I am still working both jobs and doing wedding stuff between jobs;dragging Leah around with me to different appointments, and while she is in school I am also able to get some stuff done. I am planning on working till mid-February and then being done so I can just focus on wedding stuff. Lord willing, Matt will be able to come home a week before the wedding to help with the final details. We have a wedding party of 6 on each side, 2 ushers, 2 flower girls, a ring barer, and a partridge in a pair tree :).

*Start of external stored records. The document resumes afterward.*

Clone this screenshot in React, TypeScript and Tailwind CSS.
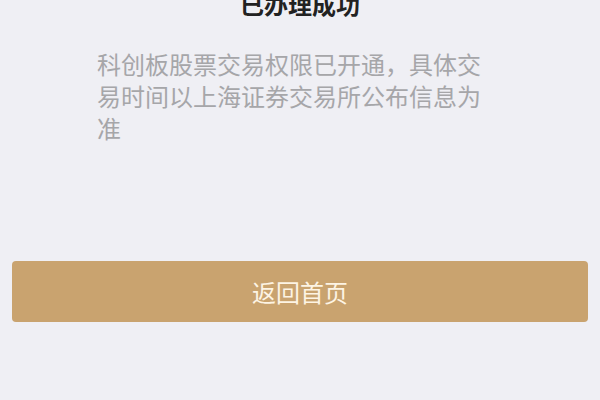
export default function App() {
  return (
    <div
      className="flex h-[400px] w-[600px] flex-col overflow-hidden bg-[#efeff4]"
      style={{ fontFamily: '"Noto Sans CJK SC", "Noto Sans", sans-serif' }}
    >
      <h1 className="-mt-[8px] text-center text-[24px] font-bold leading-[24px] text-[#222222]">
        已办理成功
      </h1>
      <p className="mt-[32px] w-[392px] pl-[97px] box-content text-[24px] leading-[32px] text-[#a6a6a9]">
        科创板股票交易权限已开通，具体交易时间以上海证券交易所公布信息为准
      </p>
      <div className="mt-[117px] px-[12px]">
        <button className="flex h-[61px] w-full items-center justify-center rounded-[4px] bg-[#c9a36f] text-[24px] text-[#fdf4e4]">
          返回首页
        </button>
      </div>
    </div>
  )
}
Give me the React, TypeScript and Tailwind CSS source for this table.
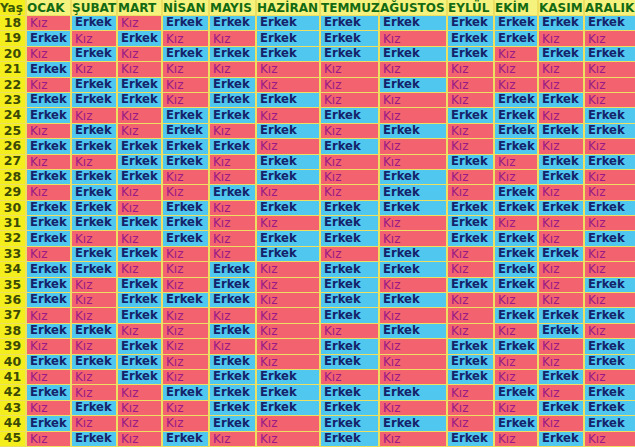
const months = ['OCAK', 'ŞUBAT', 'MART', 'NİSAN', 'MAYIS', 'HAZİRAN', 'TEMMUZ', 'AĞUSTOS', 'EYLÜL', 'EKİM', 'KASIM', 'ARALIK']

// K = Kız, E = Erkek, one letter per month
const chart: [number, string][] = [
  [18, 'KEKEEEEEEEEE'],
  [19, 'EKEKKEEKEEKK'],
  [20, 'KEKEEEEEEKEE'],
  [21, 'EKKKKKKKKKKK'],
  [22, 'KEEKEKKEKKKK'],
  [23, 'EEEKEEKKKEEK'],
  [24, 'EKKEEKEKEEKE'],
  [25, 'KEKEKEKEKEEE'],
  [26, 'EEEEEKEKKEKK'],
  [27, 'KKEEKEKKEKEE'],
  [28, 'EEEKKEKEKKEK'],
  [29, 'KEKKEKKEKEKK'],
  [30, 'EEKEKEEEEEEE'],
  [31, 'EEEEKKEKEKKK'],
  [32, 'EKKEKEEKEEKE'],
  [33, 'KEEKKEKEKEEK'],
  [34, 'EEKKEKEEKEKK'],
  [35, 'EKEKEKEKEEKE'],
  [36, 'EKEEEKEEKKKK'],
  [37, 'KKEKKKEKKEEE'],
  [38, 'EEKKEKKEKKEK'],
  [39, 'KKEKKKEKEEKE'],
  [40, 'EEEKEKEKEKKE'],
  [41, 'KKEKEEKKEKEK'],
  [42, 'EKKEEEEEKEKE'],
  [43, 'KEKKEEEKKKEE'],
  [44, 'EKKKEKEEKEKE'],
  [45, 'KEKEKKEKEKEK'],
]

function Cell({ value }: { value: string }) {
  const boy = value === 'E'
  return (
    <div
      className={
        boy
          ? 'bg-[#4fc7ee] text-[#15236b] font-bold text-[11.6px] pl-[3px] flex items-center overflow-hidden whitespace-nowrap'
          : 'bg-[#f2636f] text-[#9a1a86] text-[12px] pl-[3px] flex items-center overflow-hidden whitespace-nowrap'
      }
    >
      {boy ? 'Erkek' : 'Kız'}
    </div>
  )
}

export default function App() {
  return (
    <div
      className="w-[635px] h-[447px] overflow-hidden bg-[#ecdf62] grid gap-x-[2px] gap-y-[1px] leading-none"
      style={{
        fontFamily: '"DejaVu Sans", Verdana, sans-serif',
        gridTemplateColumns: '25px 43px 44px 43px 45px 45px 62px 57px 66px 45px 42px 44px 50px',
        gridTemplateRows: '15px repeat(28, 14.4px)',
      }}
    >
      <div className="bg-[#f3ee1c] text-[#3a5a08] font-bold text-[12px] flex items-center">Yaş</div>
      {months.map((m) => (
        <div
          key={m}
          className="bg-[#f6f27e] text-[#136a12] font-bold text-[12px] flex items-center whitespace-nowrap"
        >
          {m}
        </div>
      ))}
      {chart.map(([age, row]) => (
        <div key={age} className="contents">
          <div className="bg-[#f3ee1c] text-[#3d4a06] font-bold text-[12.5px] flex items-center justify-center">
            {age}
          </div>
          {row.split('').map((v, i) => (
            <Cell key={i} value={v} />
          ))}
        </div>
      ))}
    </div>
  )
}
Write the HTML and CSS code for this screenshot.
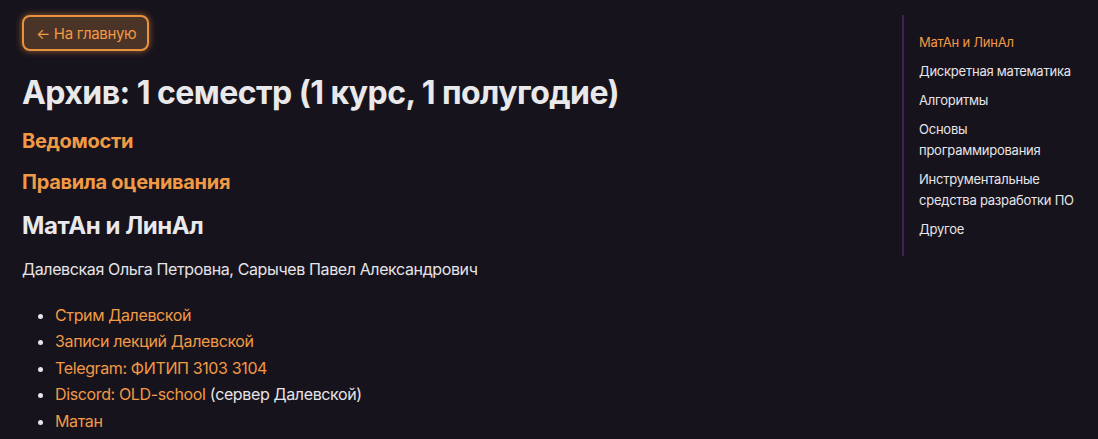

I am learning a lot from other Godly women from what it means to be a wife, and how to handle different situations, and to leave, cleave and weave. I am studying Titus quite a lot, praying a lot to the Lord on my concerns and my shortcomings on being a wife. I wanna cling to the Lord, through all this, and make sure that He is still my central focus in everything. I wanna daily run to the cross and lay it all down there. I am praying that He works in me making me more like Jesus. I want be a Godly wife to Matt, a Christ like example to him, and be that support and encouragement that He needs. To do what the Lord has called me to do as his wife. I am a work in progress, but God's grace overwhelms me daily, and I am daily humbled by the cross and what was done for me there.

Lord willing, I will be able to fly down to GA the week before Thanksgiving to see Mattand the house, scope out the area that I will soon call home, do some more wedding stuff together, and just enjoy each other again. I look forward to seeing him again. I miss him so terribly, but I am excited to be his wife soon! The Lord has blessed me beyond what I could have ever dreamed. To God be the glory.